After the release of Dream’s paper and video, the Speedrun.com mods stood by their decision. They released their own rebuttal that thoroughly answered every criticism made in Dream’s defense paper and video.
“Most of the direct criticisms of our analysis in the response paper are blatantly incorrect, disputing the accuracy of extremely standard statistical techniques firmly grounded in Probability Theory,” the Minecraft speedrunning team said in a rebuttal released in late December. “The only criticism of our analysis which even arguably holds any water is the critique of our choice of 10 as the number of RNG factors to correct for. We strongly disagree that 37 is a suitable number, but even if, despite that, it were used, it would not change our conclusion.”
This refutation was the final official response to this controversy. Speedrun.com will stand by its decision and Dream will have to abide by it.
The final fallout
Since the release of that final rebuttal, there’s been further criticism of Dream online from YouTube creators and the speedrunning community. The deluge of negative feedback even prompted Geosquared, one of the mods who worked on the Speedrun.com report, to request that people abstain from sending Dream hateful messages.

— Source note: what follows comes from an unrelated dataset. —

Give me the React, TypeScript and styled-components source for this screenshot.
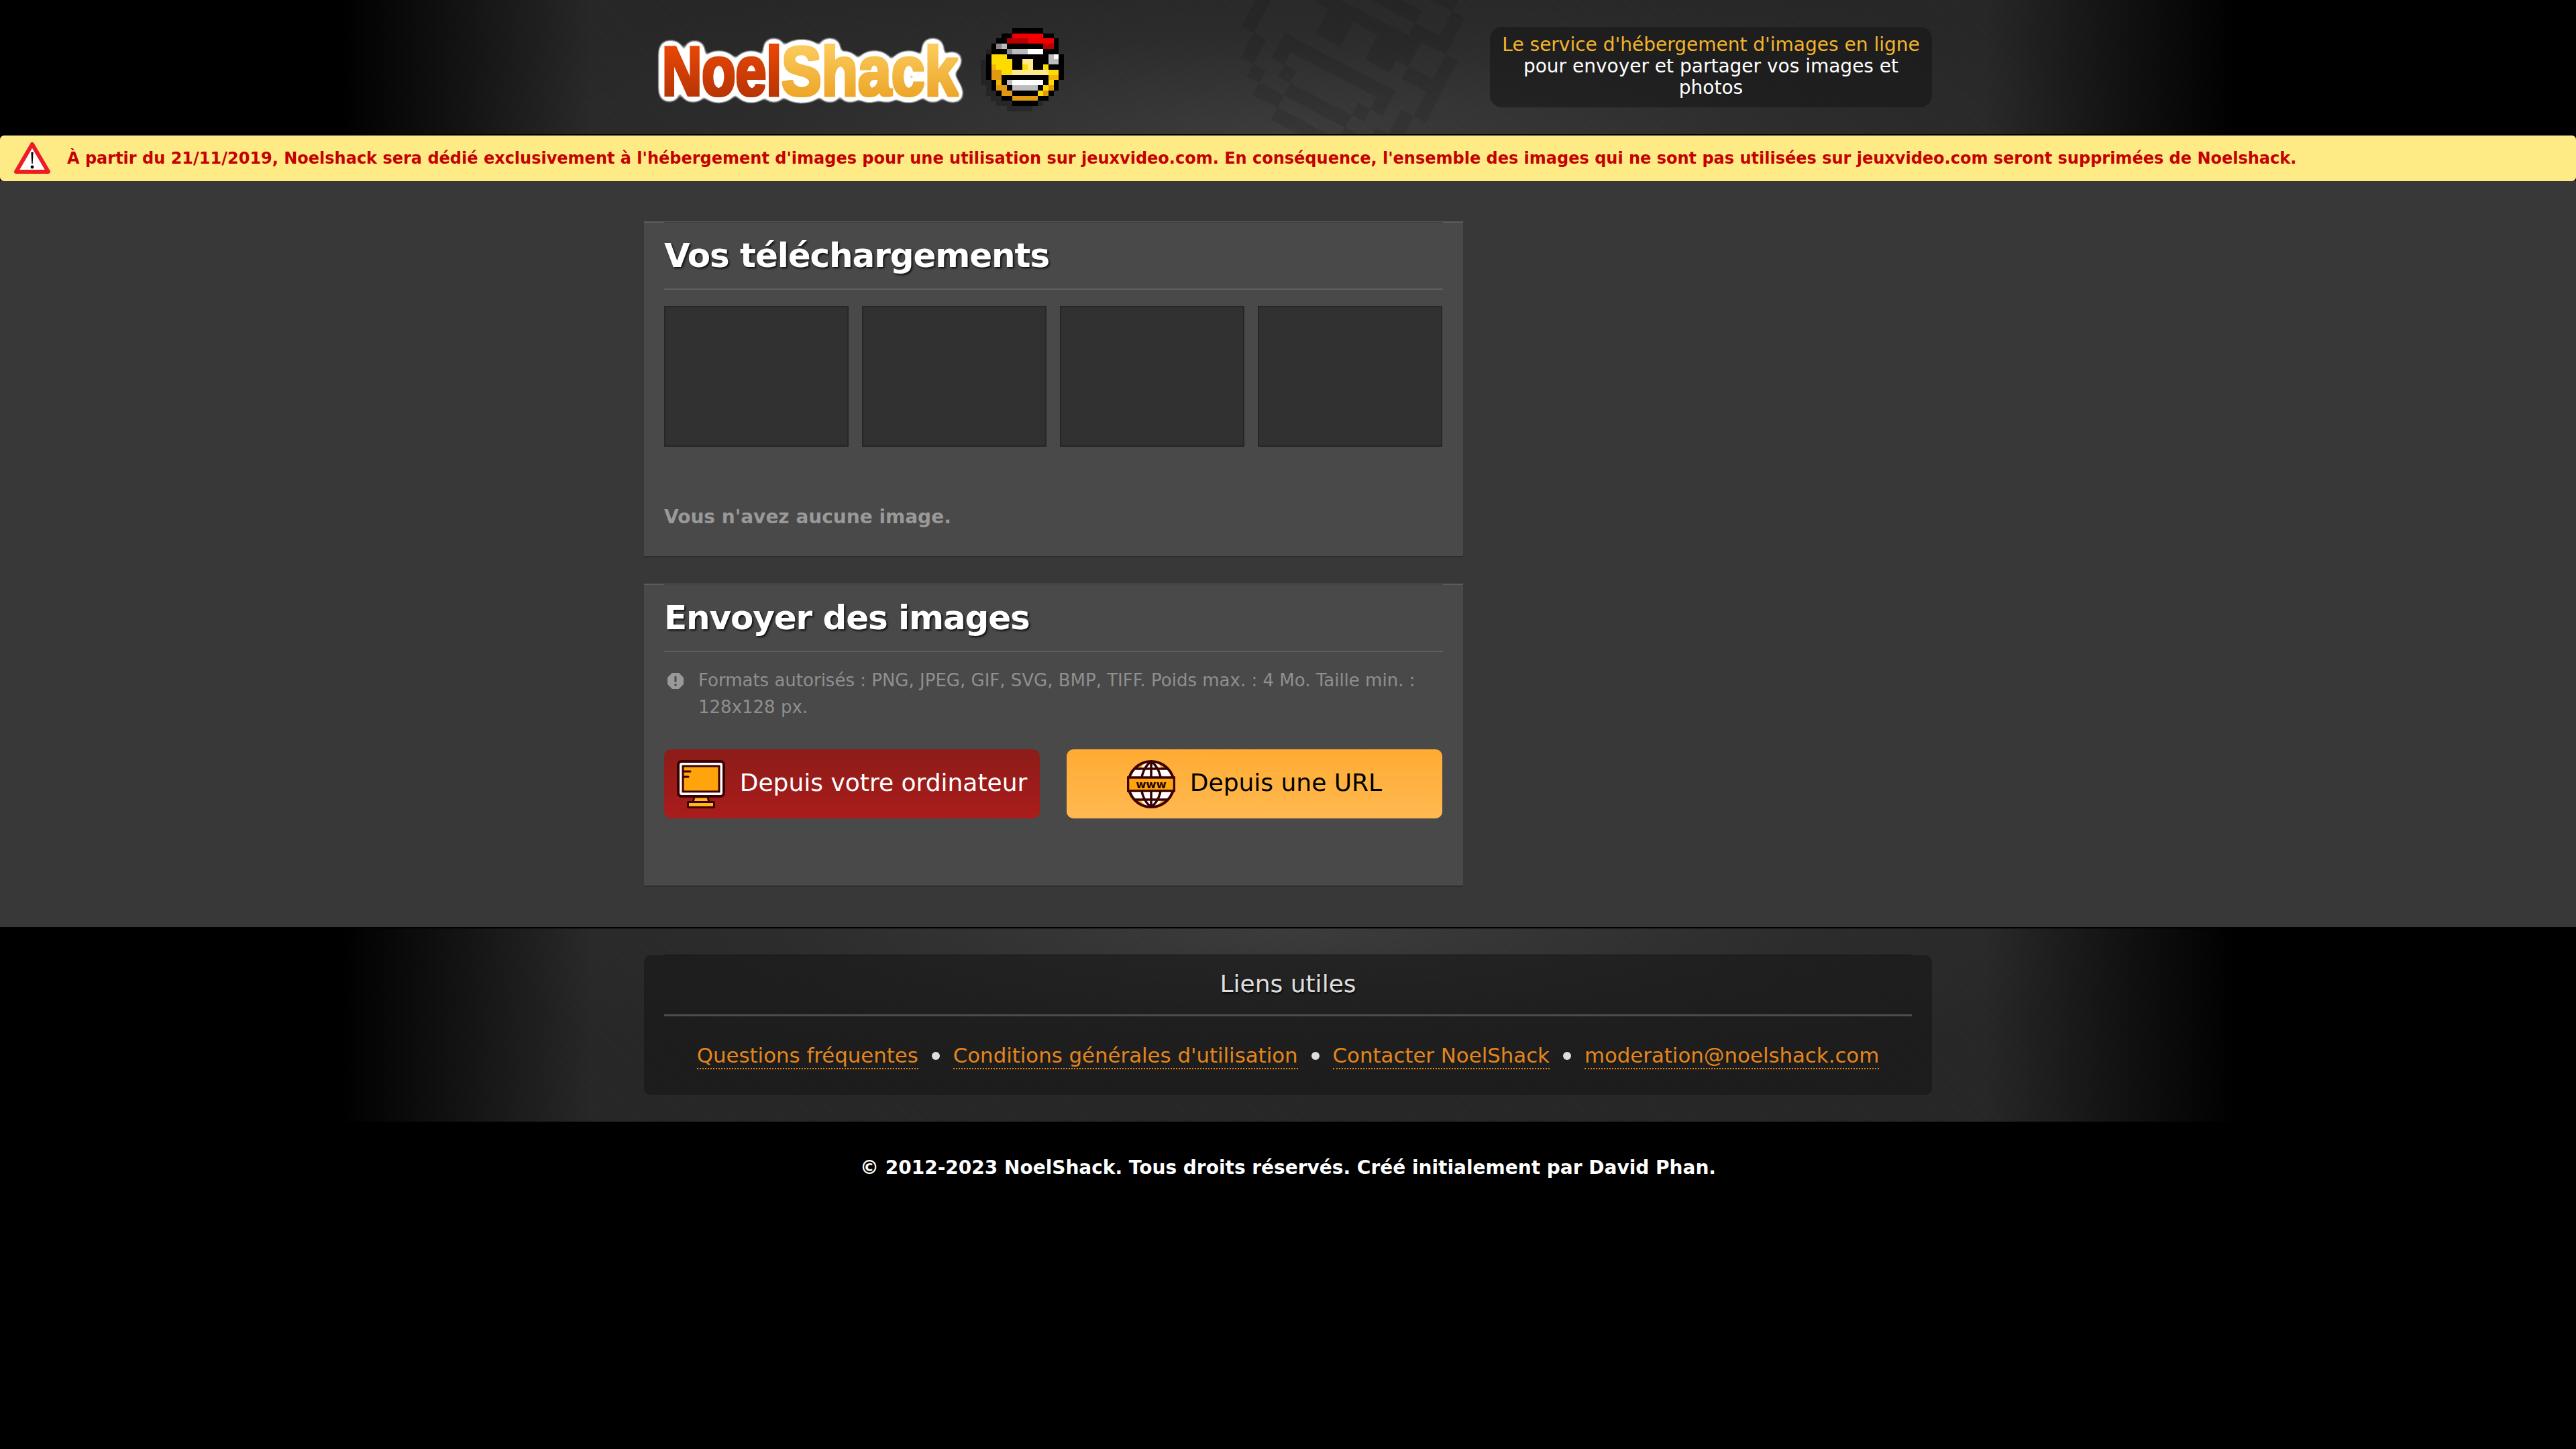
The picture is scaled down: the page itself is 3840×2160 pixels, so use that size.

“Negativity is not justice, and being vindictive gets us nowhere,” he said on Twitter. “In fact, it alienates people from informing their opinions.”
For his part, Dream has continued to stand by his claim that he didn’t cheat. Over the past few days, however, his tone has changed. Although he still won’t admit to doing anything wrong, he’s stopped demanding that his suspect run be verified and he apologized for his poor handling of the situation.
“I want to apologize to the mod team for some harsh things I’ve said since the video came out,” the streamer said. “Although I have reason to be upset, I have no reason to act like a baby. I tend to act before I think when I receive intense criticism.”
On Dec. 31, Dream indicated in a tweet that he accepts the results of the investigation. And this is where this situation ends, at least for now.